▸ Supplied material:

────────────────────

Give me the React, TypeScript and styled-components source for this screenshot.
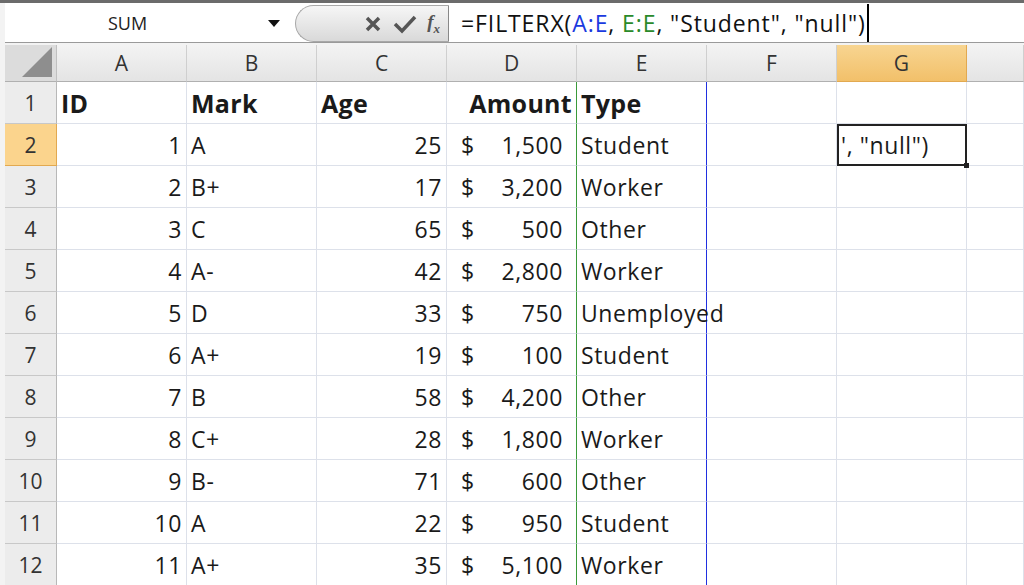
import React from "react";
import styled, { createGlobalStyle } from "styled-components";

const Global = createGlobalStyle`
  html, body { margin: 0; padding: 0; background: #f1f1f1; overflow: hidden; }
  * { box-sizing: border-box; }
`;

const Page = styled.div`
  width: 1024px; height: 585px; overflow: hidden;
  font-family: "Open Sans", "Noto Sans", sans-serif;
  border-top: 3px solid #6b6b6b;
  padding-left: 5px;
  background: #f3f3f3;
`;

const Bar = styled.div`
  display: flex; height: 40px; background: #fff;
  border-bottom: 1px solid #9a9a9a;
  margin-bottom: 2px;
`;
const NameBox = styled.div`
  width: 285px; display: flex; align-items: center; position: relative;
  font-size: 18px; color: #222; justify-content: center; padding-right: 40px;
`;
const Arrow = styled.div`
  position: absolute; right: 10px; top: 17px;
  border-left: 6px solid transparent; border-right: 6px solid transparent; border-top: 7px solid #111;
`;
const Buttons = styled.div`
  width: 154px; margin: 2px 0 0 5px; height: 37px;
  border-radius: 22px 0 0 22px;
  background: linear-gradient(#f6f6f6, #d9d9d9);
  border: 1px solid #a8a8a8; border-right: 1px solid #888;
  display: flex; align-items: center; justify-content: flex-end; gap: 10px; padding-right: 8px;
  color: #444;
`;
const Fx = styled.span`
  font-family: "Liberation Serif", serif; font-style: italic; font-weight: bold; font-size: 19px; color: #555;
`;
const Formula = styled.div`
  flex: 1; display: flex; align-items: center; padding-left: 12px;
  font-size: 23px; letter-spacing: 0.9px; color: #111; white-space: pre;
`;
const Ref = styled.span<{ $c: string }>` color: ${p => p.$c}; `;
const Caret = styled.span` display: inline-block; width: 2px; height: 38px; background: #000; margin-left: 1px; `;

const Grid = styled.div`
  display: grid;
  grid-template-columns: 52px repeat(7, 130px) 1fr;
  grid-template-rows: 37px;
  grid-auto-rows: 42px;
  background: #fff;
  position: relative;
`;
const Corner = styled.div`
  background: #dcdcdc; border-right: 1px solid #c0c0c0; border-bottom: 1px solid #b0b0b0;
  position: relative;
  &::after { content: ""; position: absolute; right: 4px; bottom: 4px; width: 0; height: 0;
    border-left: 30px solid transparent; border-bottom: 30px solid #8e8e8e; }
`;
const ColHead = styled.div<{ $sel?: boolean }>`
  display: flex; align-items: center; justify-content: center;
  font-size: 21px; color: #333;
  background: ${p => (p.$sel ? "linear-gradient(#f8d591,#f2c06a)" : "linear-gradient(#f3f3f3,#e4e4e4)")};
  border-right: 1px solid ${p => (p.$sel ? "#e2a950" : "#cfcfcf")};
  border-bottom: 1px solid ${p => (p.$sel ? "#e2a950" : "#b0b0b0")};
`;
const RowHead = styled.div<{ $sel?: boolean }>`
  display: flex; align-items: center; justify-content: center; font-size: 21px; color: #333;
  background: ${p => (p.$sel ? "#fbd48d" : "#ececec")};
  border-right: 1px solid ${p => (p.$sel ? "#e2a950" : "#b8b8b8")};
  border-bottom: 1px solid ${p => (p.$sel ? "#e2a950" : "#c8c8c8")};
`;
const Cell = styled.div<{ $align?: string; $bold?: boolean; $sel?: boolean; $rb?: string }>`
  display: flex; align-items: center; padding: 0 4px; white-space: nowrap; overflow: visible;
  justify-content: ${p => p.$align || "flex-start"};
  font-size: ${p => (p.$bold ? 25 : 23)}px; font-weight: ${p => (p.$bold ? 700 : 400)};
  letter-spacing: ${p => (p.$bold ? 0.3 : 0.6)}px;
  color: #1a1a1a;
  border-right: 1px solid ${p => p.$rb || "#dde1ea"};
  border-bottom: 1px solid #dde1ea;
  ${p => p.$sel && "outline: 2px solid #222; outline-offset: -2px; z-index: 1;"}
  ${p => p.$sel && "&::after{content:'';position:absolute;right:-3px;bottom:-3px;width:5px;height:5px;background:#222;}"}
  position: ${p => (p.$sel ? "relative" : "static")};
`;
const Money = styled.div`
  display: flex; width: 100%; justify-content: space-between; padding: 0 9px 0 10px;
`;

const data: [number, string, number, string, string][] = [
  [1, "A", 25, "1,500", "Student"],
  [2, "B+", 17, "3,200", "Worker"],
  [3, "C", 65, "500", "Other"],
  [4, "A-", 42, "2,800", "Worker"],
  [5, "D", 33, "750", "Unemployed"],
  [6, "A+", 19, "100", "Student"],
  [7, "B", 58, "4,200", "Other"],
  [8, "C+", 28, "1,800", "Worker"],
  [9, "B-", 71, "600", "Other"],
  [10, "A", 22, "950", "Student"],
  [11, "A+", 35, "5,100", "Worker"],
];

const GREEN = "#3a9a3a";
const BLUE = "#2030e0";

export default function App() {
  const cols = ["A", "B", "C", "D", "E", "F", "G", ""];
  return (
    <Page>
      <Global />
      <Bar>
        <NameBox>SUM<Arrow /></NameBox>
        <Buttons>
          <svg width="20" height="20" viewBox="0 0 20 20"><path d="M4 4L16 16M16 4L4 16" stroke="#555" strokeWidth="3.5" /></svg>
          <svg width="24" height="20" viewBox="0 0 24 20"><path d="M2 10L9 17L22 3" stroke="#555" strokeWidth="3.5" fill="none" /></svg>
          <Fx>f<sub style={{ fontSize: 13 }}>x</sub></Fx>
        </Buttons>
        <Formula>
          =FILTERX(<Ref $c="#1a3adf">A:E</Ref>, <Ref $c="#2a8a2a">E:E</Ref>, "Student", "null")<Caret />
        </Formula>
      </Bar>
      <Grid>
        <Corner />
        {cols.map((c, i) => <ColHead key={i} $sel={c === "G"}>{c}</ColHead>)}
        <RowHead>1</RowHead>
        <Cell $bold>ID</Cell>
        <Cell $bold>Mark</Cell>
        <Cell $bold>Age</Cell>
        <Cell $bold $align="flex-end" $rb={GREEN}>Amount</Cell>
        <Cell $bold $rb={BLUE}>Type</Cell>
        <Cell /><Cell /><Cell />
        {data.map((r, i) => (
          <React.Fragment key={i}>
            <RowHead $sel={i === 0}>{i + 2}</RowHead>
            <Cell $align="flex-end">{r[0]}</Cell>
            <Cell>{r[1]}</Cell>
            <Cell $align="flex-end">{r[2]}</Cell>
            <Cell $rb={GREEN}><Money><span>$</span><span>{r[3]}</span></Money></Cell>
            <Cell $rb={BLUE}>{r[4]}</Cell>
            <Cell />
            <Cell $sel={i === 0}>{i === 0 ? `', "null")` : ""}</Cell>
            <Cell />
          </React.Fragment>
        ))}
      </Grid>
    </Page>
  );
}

────────────────────

▸ What you will do: Repeat the data exactly in full, omitting its pictures.

▸ Exercise solution:
Give me the React, TypeScript and styled-components source for this screenshot.
import React from "react";
import styled, { createGlobalStyle } from "styled-components";

const Global = createGlobalStyle`
  html, body { margin: 0; padding: 0; background: #f1f1f1; overflow: hidden; }
  * { box-sizing: border-box; }
`;

const Page = styled.div`
  width: 1024px; height: 585px; overflow: hidden;
  font-family: "Open Sans", "Noto Sans", sans-serif;
  border-top: 3px solid #6b6b6b;
  padding-left: 5px;
  background: #f3f3f3;
`;

const Bar = styled.div`
  display: flex; height: 40px; background: #fff;
  border-bottom: 1px solid #9a9a9a;
  margin-bottom: 2px;
`;
const NameBox = styled.div`
  width: 285px; display: flex; align-items: center; position: relative;
  font-size: 18px; color: #222; justify-content: center; padding-right: 40px;
`;
const Arrow = styled.div`
  position: absolute; right: 10px; top: 17px;
  border-left: 6px solid transparent; border-right: 6px solid transparent; border-top: 7px solid #111;
`;
const Buttons = styled.div`
  width: 154px; margin: 2px 0 0 5px; height: 37px;
  border-radius: 22px 0 0 22px;
  background: linear-gradient(#f6f6f6, #d9d9d9);
  border: 1px solid #a8a8a8; border-right: 1px solid #888;
  display: flex; align-items: center; justify-content: flex-end; gap: 10px; padding-right: 8px;
  color: #444;
`;
const Fx = styled.span`
  font-family: "Liberation Serif", serif; font-style: italic; font-weight: bold; font-size: 19px; color: #555;
`;
const Formula = styled.div`
  flex: 1; display: flex; align-items: center; padding-left: 12px;
  font-size: 23px; letter-spacing: 0.9px; color: #111; white-space: pre;
`;
const Ref = styled.span<{ $c: string }>` color: ${p => p.$c}; `;
const Caret = styled.span` display: inline-block; width: 2px; height: 38px; background: #000; margin-left: 1px; `;

const Grid = styled.div`
  display: grid;
  grid-template-columns: 52px repeat(7, 130px) 1fr;
  grid-template-rows: 37px;
  grid-auto-rows: 42px;
  background: #fff;
  position: relative;
`;
const Corner = styled.div`
  background: #dcdcdc; border-right: 1px solid #c0c0c0; border-bottom: 1px solid #b0b0b0;
  position: relative;
  &::after { content: ""; position: absolute; right: 4px; bottom: 4px; width: 0; height: 0;
    border-left: 30px solid transparent; border-bottom: 30px solid #8e8e8e; }
`;
const ColHead = styled.div<{ $sel?: boolean }>`
  display: flex; align-items: center; justify-content: center;
  font-size: 21px; color: #333;
  background: ${p => (p.$sel ? "linear-gradient(#f8d591,#f2c06a)" : "linear-gradient(#f3f3f3,#e4e4e4)")};
  border-right: 1px solid ${p => (p.$sel ? "#e2a950" : "#cfcfcf")};
  border-bottom: 1px solid ${p => (p.$sel ? "#e2a950" : "#b0b0b0")};
`;
const RowHead = styled.div<{ $sel?: boolean }>`
  display: flex; align-items: center; justify-content: center; font-size: 21px; color: #333;
  background: ${p => (p.$sel ? "#fbd48d" : "#ececec")};
  border-right: 1px solid ${p => (p.$sel ? "#e2a950" : "#b8b8b8")};
  border-bottom: 1px solid ${p => (p.$sel ? "#e2a950" : "#c8c8c8")};
`;
const Cell = styled.div<{ $align?: string; $bold?: boolean; $sel?: boolean; $rb?: string }>`
  display: flex; align-items: center; padding: 0 4px; white-space: nowrap; overflow: visible;
  justify-content: ${p => p.$align || "flex-start"};
  font-size: ${p => (p.$bold ? 25 : 23)}px; font-weight: ${p => (p.$bold ? 700 : 400)};
  letter-spacing: ${p => (p.$bold ? 0.3 : 0.6)}px;
  color: #1a1a1a;
  border-right: 1px solid ${p => p.$rb || "#dde1ea"};
  border-bottom: 1px solid #dde1ea;
  ${p => p.$sel && "outline: 2px solid #222; outline-offset: -2px; z-index: 1;"}
  ${p => p.$sel && "&::after{content:'';position:absolute;right:-3px;bottom:-3px;width:5px;height:5px;background:#222;}"}
  position: ${p => (p.$sel ? "relative" : "static")};
`;
const Money = styled.div`
  display: flex; width: 100%; justify-content: space-between; padding: 0 9px 0 10px;
`;

const data: [number, string, number, string, string][] = [
  [1, "A", 25, "1,500", "Student"],
  [2, "B+", 17, "3,200", "Worker"],
  [3, "C", 65, "500", "Other"],
  [4, "A-", 42, "2,800", "Worker"],
  [5, "D", 33, "750", "Unemployed"],
  [6, "A+", 19, "100", "Student"],
  [7, "B", 58, "4,200", "Other"],
  [8, "C+", 28, "1,800", "Worker"],
  [9, "B-", 71, "600", "Other"],
  [10, "A", 22, "950", "Student"],
  [11, "A+", 35, "5,100", "Worker"],
];

const GREEN = "#3a9a3a";
const BLUE = "#2030e0";

export default function App() {
  const cols = ["A", "B", "C", "D", "E", "F", "G", ""];
  return (
    <Page>
      <Global />
      <Bar>
        <NameBox>SUM<Arrow /></NameBox>
        <Buttons>
          <svg width="20" height="20" viewBox="0 0 20 20"><path d="M4 4L16 16M16 4L4 16" stroke="#555" strokeWidth="3.5" /></svg>
          <svg width="24" height="20" viewBox="0 0 24 20"><path d="M2 10L9 17L22 3" stroke="#555" strokeWidth="3.5" fill="none" /></svg>
          <Fx>f<sub style={{ fontSize: 13 }}>x</sub></Fx>
        </Buttons>
        <Formula>
          =FILTERX(<Ref $c="#1a3adf">A:E</Ref>, <Ref $c="#2a8a2a">E:E</Ref>, "Student", "null")<Caret />
        </Formula>
      </Bar>
      <Grid>
        <Corner />
        {cols.map((c, i) => <ColHead key={i} $sel={c === "G"}>{c}</ColHead>)}
        <RowHead>1</RowHead>
        <Cell $bold>ID</Cell>
        <Cell $bold>Mark</Cell>
        <Cell $bold>Age</Cell>
        <Cell $bold $align="flex-end" $rb={GREEN}>Amount</Cell>
        <Cell $bold $rb={BLUE}>Type</Cell>
        <Cell /><Cell /><Cell />
        {data.map((r, i) => (
          <React.Fragment key={i}>
            <RowHead $sel={i === 0}>{i + 2}</RowHead>
            <Cell $align="flex-end">{r[0]}</Cell>
            <Cell>{r[1]}</Cell>
            <Cell $align="flex-end">{r[2]}</Cell>
            <Cell $rb={GREEN}><Money><span>$</span><span>{r[3]}</span></Money></Cell>
            <Cell $rb={BLUE}>{r[4]}</Cell>
            <Cell />
            <Cell $sel={i === 0}>{i === 0 ? `', "null")` : ""}</Cell>
            <Cell />
          </React.Fragment>
        ))}
      </Grid>
    </Page>
  );
}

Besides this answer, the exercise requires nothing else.